Back in 2021, we caught wind of a brand-new Berlin based label, Info, via their stunning debut release, Kristin Oppenheim’s “Night Run: Collected Sound Works 1992 - 1995”. This was followed last year by Oppenheim’s “Voices Fill My Head” and Nile Koetting’s “Remain Calm”. All three were a revelation, carving a fascinating pathway at the juncture of experimental sound practice and the contexts of visual art. Their latest, “Greatest Hits”, a brilliant new LP by the American composer and multidisciplinary artist, Marina Rosenfeld, takes us further into this realm. Joined by Greg Fox and Eli Keszler on percussion, unsurprisingly its texturally and conceptually rich expanses, like everything Rosenfeld touches, are creatively brilliant and deeply engaging, drawing to light uncharted potentialities of meaning through sound.

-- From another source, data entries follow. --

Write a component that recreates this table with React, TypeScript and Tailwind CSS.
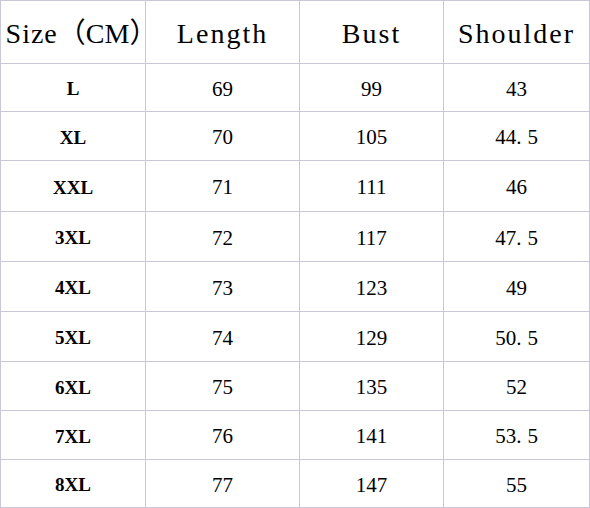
import React from 'react';

const ROWS = [
  { size: 'L', length: '69', bust: '99', shoulder: '43' },
  { size: 'XL', length: '70', bust: '105', shoulder: '44.5' },
  { size: 'XXL', length: '71', bust: '111', shoulder: '46' },
  { size: '3XL', length: '72', bust: '117', shoulder: '47.5' },
  { size: '4XL', length: '73', bust: '123', shoulder: '49' },
  { size: '5XL', length: '74', bust: '129', shoulder: '50.5' },
  { size: '6XL', length: '75', bust: '135', shoulder: '52' },
  { size: '7XL', length: '76', bust: '141', shoulder: '53.5' },
  { size: '8XL', length: '77', bust: '147', shoulder: '55' },
];

const font = "font-['Liberation_Serif','Noto_Sans_CJK_SC',serif]";

// decimals get a wider gap after the dot, like the half-width period in the source
const Num: React.FC<{ v: string }> = ({ v }) => {
  const [a, b] = v.split('.');
  if (b === undefined) return <>{a}</>;
  return (
    <>
      {a}
      <span className="mr-[6px]">.</span>
      {b}
    </>
  );
};

const Cell: React.FC<{ children: React.ReactNode; className?: string }> = ({ children, className = '' }) => (
  <div className={`bg-white flex items-center justify-center pt-[4px] text-black whitespace-nowrap ${font} ${className}`}>
    {children}
  </div>
);

const App: React.FC = () => {
  return (
    <div className="w-[590px] h-[508px] bg-white">
      <div className="grid grid-cols-[144px_153px_143px_145px] grid-rows-[62px_47px_48px_50px_49px_49px_49px_48px_48px_47px] gap-px p-px bg-[#c8c8d8]">
        {/* header */}
        <Cell className="text-[28px]">
          <span className="tracking-[1px]">Size</span>
          <span>（</span>
          <span>CM</span>
          <span className="-mr-[17px]">）</span>
        </Cell>
        <Cell className="text-[28px] tracking-[2px]">Length</Cell>
        <Cell className="text-[28px] tracking-[2px]">Bust</Cell>
        <Cell className="text-[28px] tracking-[2px]">Shoulder</Cell>

        {ROWS.map((r) => (
          <React.Fragment key={r.size}>
            <Cell className="text-[19px] font-bold">{r.size}</Cell>
            <Cell className="text-[21px]"><Num v={r.length} /></Cell>
            <Cell className="text-[21px]"><Num v={r.bust} /></Cell>
            <Cell className="text-[21px]"><Num v={r.shoulder} /></Cell>
          </React.Fragment>
        ))}
      </div>
    </div>
  );
};

export default App;
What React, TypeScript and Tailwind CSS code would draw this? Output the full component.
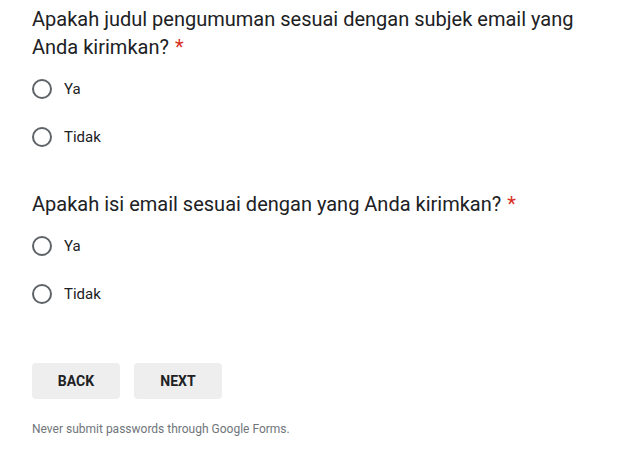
import React from "react";

function Radio({ label }: { label: string }) {
  return (
    <div className="flex items-center h-[48px]">
      <div className="w-[20px] h-[20px] rounded-full border-2 border-[#5f6368] ml-[32px]" />
      <span className="ml-[12px] text-[15px] text-[#202124]">{label}</span>
    </div>
  );
}

export default function App() {
  return (
    <div className="w-[636px] h-[453px] bg-white overflow-hidden" style={{ fontFamily: "Roboto, 'Liberation Sans', sans-serif" }}>
      <div className="pl-[32px] pr-[40px] pt-[5px] text-[20px] leading-[28px] text-[#202124]">
        Apakah judul pengumuman sesuai dengan subjek email yang Anda kirimkan?<span className="ml-[6px] text-[#d93025]">*</span>
      </div>
      <div className="mt-[4px]">
        <Radio label="Ya" />
        <Radio label="Tidak" />
      </div>
      <div className="pl-[32px] pt-[29px] text-[20px] leading-[28px] text-[#202124]">
        Apakah isi email sesuai dengan yang Anda kirimkan?<span className="ml-[6px] text-[#d93025]">*</span>
      </div>
      <div className="mt-[4px]">
        <Radio label="Ya" />
        <Radio label="Tidak" />
      </div>
      <div className="flex gap-[14px] pl-[32px] mt-[45px]">
        <button className="w-[88px] h-[36px] rounded-[4px] bg-[#eeeeee] text-[14px] font-bold text-[#202124]">BACK</button>
        <button className="w-[88px] h-[36px] rounded-[4px] bg-[#eeeeee] text-[14px] font-bold text-[#202124]">NEXT</button>
      </div>
      <div className="pl-[32px] mt-[21px] text-[12px] text-[#70757a]">Never submit passwords through Google Forms.</div>
    </div>
  );
}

Following the completion of her underrated and graduate studies at Harvard and CalArts, Marina Rosenfeld emerged onto the American experimental music scene like a bang, with her first major work, “Sheer Frost Orchestra”, appearing in 1993. A composition scored for 17 women with 17 guitars and amplifiers, directing its participants to manipulate nail polish bottles in a series of one-fisted choreographic actions, its wry humor and deft social / political comment helped lay the foundation for a conceptual approach that has helped define her efforts ever since.






Standing apart from most of her peers, Rosenfeld’s work as a composer, turntablist, and sound artist has almost always bridged into the multidisciplinary, incorporating aspects of physical movement, installation / sculptural space, and the visual. Back in 2021, this reached remarkable heights with Room40’s release of “Teenage Lontano”, comprising two choral works composed for teenage ensembles, that radically rethink the notions place, genre, and actions, while deftly undermining the aesthetics boundaries all too often applied to experimental forms. Her latest, “Greatest Hits”, while no less ambitious in ideas and scope, delving toward a more intimate and incidental expressions of meaning through sound.





Initially conceived in 2016 for a program of live music accompanying the exhibition “Moholy-Nagy: Optical Sound”, at Guggenheim Museum in NY, “Greatest Hits”, the iteration of the piece featured across the two sides of Info’s LP draws upon recordings made at a performance with Greg Fox and Eli Keszler on percussion, stated at MoMA PS1 in 2019, that were later reworked into the form that we now encountered it.




The score for “Greatest Hits” is a translation of Rosenfeld’s archive of dub plates, created for the piece, “Turn of My Century/Dub Plates and Test Pressings, 1997-2014”, exhibited at Carnegie Mellon University in 2015. Using the numbers 1 through 7 as they occur in the playlist’s dates, times of day, and ‘a’ or ‘b’ side indications, Rosenfeld’s instruction prompt the drummers - Fox and Eli Keszler - to convert those numbers into polyrhythmic patterns and sequences in real time, accompanied by the composer’s passage through a playlist of the aforementioned dub plates. The result, interweaving fractured fragments, surface noise, and punctuations of electronics and processing, played against the virtuosic rattle of percussion, rises and falls with pointillistic imagism and microscopic detail, culminating as writhing sonorous landscape being birthed in real time, within which the drummers’ textural interventions mirror the very surface of Rosenfeld’s dub plates.